··· GIVEN DATA ···
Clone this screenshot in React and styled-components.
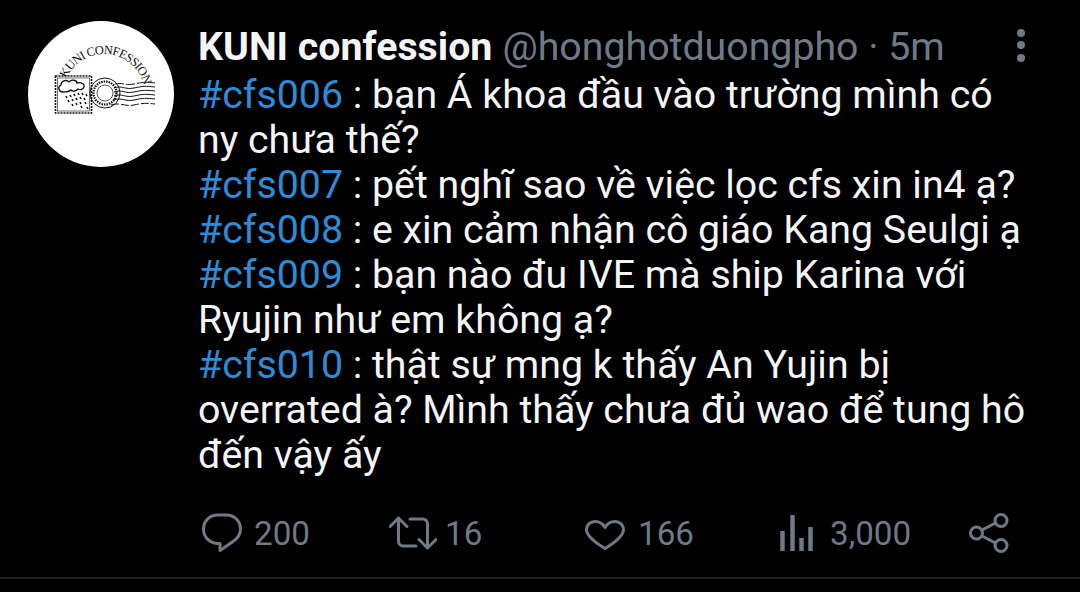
import React from "react";
import styled, { createGlobalStyle } from "styled-components";

const Global = createGlobalStyle`
  html, body { margin: 0; padding: 0; background: #000; }
  body { font-family: Roboto, "Noto Sans", sans-serif; }
`;

const Page = styled.div`
  width: 1080px;
  height: 592px;
  background: #000;
  display: flex;
  flex-direction: column;
  overflow: hidden;
`;
const Tweet = styled.article`
  display: flex;
  padding: 21px 0 0 28px;
  flex: 1;
  min-height: 0;
`;
const Avatar = styled.div`
  width: 146px;
  height: 146px;
  border-radius: 50%;
  background: #fff;
  flex: none;
  margin-right: 24px;
`;
const Body = styled.div`
  flex: 1;
  min-width: 0;
  display: flex;
  flex-direction: column;
`;
const Header = styled.header`
  display: flex;
  align-items: center;
  height: 50px;
  margin: 1px 0;
  font-size: 39.3px;
  white-space: nowrap;
`;
const Name = styled.span`
  font-weight: 700;
  color: #f4f5f5;
  margin-right: 10px;
`;
const Handle = styled.span`
  color: #6e7a86;
`;
const Kebab = styled.div`
  margin-left: auto;
  margin-right: 55px;
  display: flex;
  flex-direction: column;
  gap: 4.5px;
  margin-top: -4px;
`;
const Dot = styled.i`
  width: 8px;
  height: 8px;
  border-radius: 50%;
  background: #6e7a86;
`;
const Text = styled.div`
  width: 835px;
  font-size: 39.3px;
  line-height: 45px;
  color: #f4f5f5;
`;
const Para = styled.p`
  margin: 0;
`;
const Tag = styled.span`
  color: #2f8bd6;
`;
const Footer = styled.footer`
  display: grid;
  grid-template-columns: 187px 196px 195px 189px 60px;
  padding-left: 202px;
  height: 40px;
  margin-bottom: 25px;
`;
const Action = styled.div`
  display: flex;
  align-items: center;
  gap: ${(p) => p.$gap}px;
  color: #6e7a86;
  font-size: 33.2px;
`;
const Count = styled.span`
  padding-top: 2px;
`;
const Rule = styled.div`
  height: 2px;
  background: #202326;
  margin-bottom: 13px;
`;

const Logo = () => (
  <svg width="146" height="146" viewBox="0 0 146 146">
    <defs>
      <path id="arc" d="M35 74 A41 41 0 0 1 117 74" />
    </defs>
    <text fontFamily="Liberation Serif, serif" fontSize="12.5" letterSpacing="-0.7" fill="#111">
      <textPath href="#arc" startOffset="17">KUNI CONFESSION</textPath>
    </text>
    <rect x="27.5" y="55" width="36" height="37" fill="#fff" stroke="#111" strokeWidth="1.6" strokeDasharray="2 1" />
    <rect x="29.5" y="57" width="32" height="33" fill="none" stroke="#111" strokeWidth="0.6" />
    <path d="M35 71c-4 0-6-5-2-7 0-4 5-6 8-3 2-3 8-2 8 1 4-1 8 1 7 4-1 3-4 3-6 2-2 2-5 3-7 1-2 2-5 2-8 2z" fill="#fff" stroke="#111" strokeWidth="1.3" />
    <path d="M38 75l1 2M42 74l1 2M46 73l1 2M50 72l1 2M54 72l1 2M58 73l1 2M40 79l1 2M44 78l1 2M48 77l1 2M52 76l1 2M56 77l1 2M44 83l1 2M48 82l1 2M52 81l1 2M57 81l1 2M53 85l1 2M59 86l1 2" stroke="#111" strokeWidth="1.6" />
    <circle cx="77" cy="72" r="15" fill="none" stroke="#111" strokeWidth="1" />
    <circle cx="77" cy="72" r="8" fill="none" stroke="#111" strokeWidth="0.7" />
    <circle cx="77" cy="72" r="11.500" fill="none" stroke="#111" strokeWidth="2.2" strokeDasharray="1.5 1" />
    <g fill="none" stroke="#111" strokeWidth="1">
      <path d="M87 63c7-2 10 2 19 0s12-2 21-1" strokeDasharray="9 2" />
      <path d="M86 67c8-3 11 2 20 0s12-2 21-1" />
      <path d="M86 71c8-3 11 2 20 0s12-2 21-1" />
      <path d="M86 75c8-3 11 2 20 0s12-2 21-1" />
      <path d="M85 79c9-3 12 2 21 0s12-2 21-1" />
      <path d="M83 84c10-3 14 2 23 0s12-2 21-1" strokeDasharray="8 2" />
    </g>
  </svg>
);

const Icon = styled.svg`
  flex: none;
  fill: none;
  stroke: #6e7a86;
  stroke-width: 3;
  stroke-linejoin: round;
  stroke-linecap: round;
`;
const HeartIcon = styled(Icon)`
  margin-top: 4px;
`;
const BarsIcon = styled(Icon)`
  stroke-width: 4.5;
  stroke-linecap: butt;
`;

const Reply = () => (
  <Icon width="40" height="40" viewBox="0 0 40 40">
    <path d="M16 2h8c8.500 0 14.500 6 14.500 14 0 5.500-3 9.500-7.500 12.500l-13 9v-7h-2C8 30.500 1.500 24.500 1.500 16S8 2 16 2z" />
  </Icon>
);
const Retweet = () => (
  <Icon width="48" height="34" viewBox="0 0 48 34">
    <path d="M1 10.500 9.500 2 18 10.500M9.500 3v22c0 3 2 5 5 5H27M30 23.500l8.500 8.500 8.500-8.500M38.500 31V8c0-3-2-5-5-5H21" />
  </Icon>
);
const Heart = () => (
  <HeartIcon width="40" height="30" viewBox="0 0 40 30">
    <path d="M20 28.500C10 22.500 1.500 16 1.500 9.500 1.500 5 5 1.500 10 1.500c4.500 0 8 2.500 10 6 2-3.500 5.500-6 10-6 5 0 8.500 3.500 8.500 8 0 6.500-8.500 13-18.500 19z" />
  </HeartIcon>
);
const Bars = () => (
  <BarsIcon width="33" height="36" viewBox="0 0 33 36">
    <path d="M2.500 36V16M12.500 36V0M21.500 36V23M30.500 36V12" />
  </BarsIcon>
);
const Share = () => (
  <Icon width="40" height="40" viewBox="0 0 40 40">
    <circle cx="7.500" cy="20" r="6" />
    <circle cx="32" cy="7.500" r="6" />
    <circle cx="32" cy="32.500" r="6" />
    <path d="M13 17l13.500-7M13 23l13.500 7" />
  </Icon>
);

const rows = [
  ["#cfs006", " : bạn Á khoa đầu vào trường mình có ny chưa thế?"],
  ["#cfs007", " : pết nghĩ sao về việc lọc cfs xin in4 ạ?"],
  ["#cfs008", " : e xin cảm nhận cô giáo Kang Seulgi ạ"],
  ["#cfs009", " : bạn nào đu IVE mà ship Karina với Ryujin như em không ạ?"],
  ["#cfs010", " : thật sự mng k thấy An Yujin bị overrated à? Mình thấy chưa đủ wao để tung hô đến vậy ấy"],
];

export default function App() {
  return (
    <Page>
      <Global />
      <Tweet>
        <Avatar><Logo /></Avatar>
        <Body>
          <Header>
            <Name>KUNI confession</Name>
            <Handle>@honghotduongpho · 5m</Handle>
            <Kebab><Dot /><Dot /><Dot /></Kebab>
          </Header>
          <Text>
            {rows.map(([tag, rest]) => (
              <Para key={tag}><Tag>{tag}</Tag>{rest}</Para>
            ))}
          </Text>
        </Body>
      </Tweet>
      <Footer>
        <Action $gap={12}><Reply /><Count>200</Count></Action>
        <Action $gap={8}><Retweet /><Count>16</Count></Action>
        <Action $gap={13}><Heart /><Count>166</Count></Action>
        <Action $gap={17}><Bars /><Count>3,000</Count></Action>
        <Action $gap={0}><Share /></Action>
      </Footer>
      <Rule />
    </Page>
  );
}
···
→ **TASK**:
Copy the material exactly. Do not include the pictures.

→ **TASK ANSWER**:
Clone this screenshot in React and styled-components.
import React from "react";
import styled, { createGlobalStyle } from "styled-components";

const Global = createGlobalStyle`
  html, body { margin: 0; padding: 0; background: #000; }
  body { font-family: Roboto, "Noto Sans", sans-serif; }
`;

const Page = styled.div`
  width: 1080px;
  height: 592px;
  background: #000;
  display: flex;
  flex-direction: column;
  overflow: hidden;
`;
const Tweet = styled.article`
  display: flex;
  padding: 21px 0 0 28px;
  flex: 1;
  min-height: 0;
`;
const Avatar = styled.div`
  width: 146px;
  height: 146px;
  border-radius: 50%;
  background: #fff;
  flex: none;
  margin-right: 24px;
`;
const Body = styled.div`
  flex: 1;
  min-width: 0;
  display: flex;
  flex-direction: column;
`;
const Header = styled.header`
  display: flex;
  align-items: center;
  height: 50px;
  margin: 1px 0;
  font-size: 39.3px;
  white-space: nowrap;
`;
const Name = styled.span`
  font-weight: 700;
  color: #f4f5f5;
  margin-right: 10px;
`;
const Handle = styled.span`
  color: #6e7a86;
`;
const Kebab = styled.div`
  margin-left: auto;
  margin-right: 55px;
  display: flex;
  flex-direction: column;
  gap: 4.5px;
  margin-top: -4px;
`;
const Dot = styled.i`
  width: 8px;
  height: 8px;
  border-radius: 50%;
  background: #6e7a86;
`;
const Text = styled.div`
  width: 835px;
  font-size: 39.3px;
  line-height: 45px;
  color: #f4f5f5;
`;
const Para = styled.p`
  margin: 0;
`;
const Tag = styled.span`
  color: #2f8bd6;
`;
const Footer = styled.footer`
  display: grid;
  grid-template-columns: 187px 196px 195px 189px 60px;
  padding-left: 202px;
  height: 40px;
  margin-bottom: 25px;
`;
const Action = styled.div`
  display: flex;
  align-items: center;
  gap: ${(p) => p.$gap}px;
  color: #6e7a86;
  font-size: 33.2px;
`;
const Count = styled.span`
  padding-top: 2px;
`;
const Rule = styled.div`
  height: 2px;
  background: #202326;
  margin-bottom: 13px;
`;

const Logo = () => (
  <svg width="146" height="146" viewBox="0 0 146 146">
    <defs>
      <path id="arc" d="M35 74 A41 41 0 0 1 117 74" />
    </defs>
    <text fontFamily="Liberation Serif, serif" fontSize="12.5" letterSpacing="-0.7" fill="#111">
      <textPath href="#arc" startOffset="17">KUNI CONFESSION</textPath>
    </text>
    <rect x="27.5" y="55" width="36" height="37" fill="#fff" stroke="#111" strokeWidth="1.6" strokeDasharray="2 1" />
    <rect x="29.5" y="57" width="32" height="33" fill="none" stroke="#111" strokeWidth="0.6" />
    <path d="M35 71c-4 0-6-5-2-7 0-4 5-6 8-3 2-3 8-2 8 1 4-1 8 1 7 4-1 3-4 3-6 2-2 2-5 3-7 1-2 2-5 2-8 2z" fill="#fff" stroke="#111" strokeWidth="1.3" />
    <path d="M38 75l1 2M42 74l1 2M46 73l1 2M50 72l1 2M54 72l1 2M58 73l1 2M40 79l1 2M44 78l1 2M48 77l1 2M52 76l1 2M56 77l1 2M44 83l1 2M48 82l1 2M52 81l1 2M57 81l1 2M53 85l1 2M59 86l1 2" stroke="#111" strokeWidth="1.6" />
    <circle cx="77" cy="72" r="15" fill="none" stroke="#111" strokeWidth="1" />
    <circle cx="77" cy="72" r="8" fill="none" stroke="#111" strokeWidth="0.7" />
    <circle cx="77" cy="72" r="11.500" fill="none" stroke="#111" strokeWidth="2.2" strokeDasharray="1.5 1" />
    <g fill="none" stroke="#111" strokeWidth="1">
      <path d="M87 63c7-2 10 2 19 0s12-2 21-1" strokeDasharray="9 2" />
      <path d="M86 67c8-3 11 2 20 0s12-2 21-1" />
      <path d="M86 71c8-3 11 2 20 0s12-2 21-1" />
      <path d="M86 75c8-3 11 2 20 0s12-2 21-1" />
      <path d="M85 79c9-3 12 2 21 0s12-2 21-1" />
      <path d="M83 84c10-3 14 2 23 0s12-2 21-1" strokeDasharray="8 2" />
    </g>
  </svg>
);

const Icon = styled.svg`
  flex: none;
  fill: none;
  stroke: #6e7a86;
  stroke-width: 3;
  stroke-linejoin: round;
  stroke-linecap: round;
`;
const HeartIcon = styled(Icon)`
  margin-top: 4px;
`;
const BarsIcon = styled(Icon)`
  stroke-width: 4.5;
  stroke-linecap: butt;
`;

const Reply = () => (
  <Icon width="40" height="40" viewBox="0 0 40 40">
    <path d="M16 2h8c8.500 0 14.500 6 14.500 14 0 5.500-3 9.500-7.500 12.500l-13 9v-7h-2C8 30.500 1.500 24.500 1.500 16S8 2 16 2z" />
  </Icon>
);
const Retweet = () => (
  <Icon width="48" height="34" viewBox="0 0 48 34">
    <path d="M1 10.500 9.500 2 18 10.500M9.500 3v22c0 3 2 5 5 5H27M30 23.500l8.500 8.500 8.500-8.500M38.500 31V8c0-3-2-5-5-5H21" />
  </Icon>
);
const Heart = () => (
  <HeartIcon width="40" height="30" viewBox="0 0 40 30">
    <path d="M20 28.500C10 22.500 1.500 16 1.500 9.500 1.500 5 5 1.500 10 1.500c4.500 0 8 2.500 10 6 2-3.500 5.500-6 10-6 5 0 8.500 3.500 8.500 8 0 6.500-8.500 13-18.500 19z" />
  </HeartIcon>
);
const Bars = () => (
  <BarsIcon width="33" height="36" viewBox="0 0 33 36">
    <path d="M2.500 36V16M12.500 36V0M21.500 36V23M30.500 36V12" />
  </BarsIcon>
);
const Share = () => (
  <Icon width="40" height="40" viewBox="0 0 40 40">
    <circle cx="7.500" cy="20" r="6" />
    <circle cx="32" cy="7.500" r="6" />
    <circle cx="32" cy="32.500" r="6" />
    <path d="M13 17l13.500-7M13 23l13.500 7" />
  </Icon>
);

const rows = [
  ["#cfs006", " : bạn Á khoa đầu vào trường mình có ny chưa thế?"],
  ["#cfs007", " : pết nghĩ sao về việc lọc cfs xin in4 ạ?"],
  ["#cfs008", " : e xin cảm nhận cô giáo Kang Seulgi ạ"],
  ["#cfs009", " : bạn nào đu IVE mà ship Karina với Ryujin như em không ạ?"],
  ["#cfs010", " : thật sự mng k thấy An Yujin bị overrated à? Mình thấy chưa đủ wao để tung hô đến vậy ấy"],
];

export default function App() {
  return (
    <Page>
      <Global />
      <Tweet>
        <Avatar><Logo /></Avatar>
        <Body>
          <Header>
            <Name>KUNI confession</Name>
            <Handle>@honghotduongpho · 5m</Handle>
            <Kebab><Dot /><Dot /><Dot /></Kebab>
          </Header>
          <Text>
            {rows.map(([tag, rest]) => (
              <Para key={tag}><Tag>{tag}</Tag>{rest}</Para>
            ))}
          </Text>
        </Body>
      </Tweet>
      <Footer>
        <Action $gap={12}><Reply /><Count>200</Count></Action>
        <Action $gap={8}><Retweet /><Count>16</Count></Action>
        <Action $gap={13}><Heart /><Count>166</Count></Action>
        <Action $gap={17}><Bars /><Count>3,000</Count></Action>
        <Action $gap={0}><Share /></Action>
      </Footer>
      <Rule />
    </Page>
  );
}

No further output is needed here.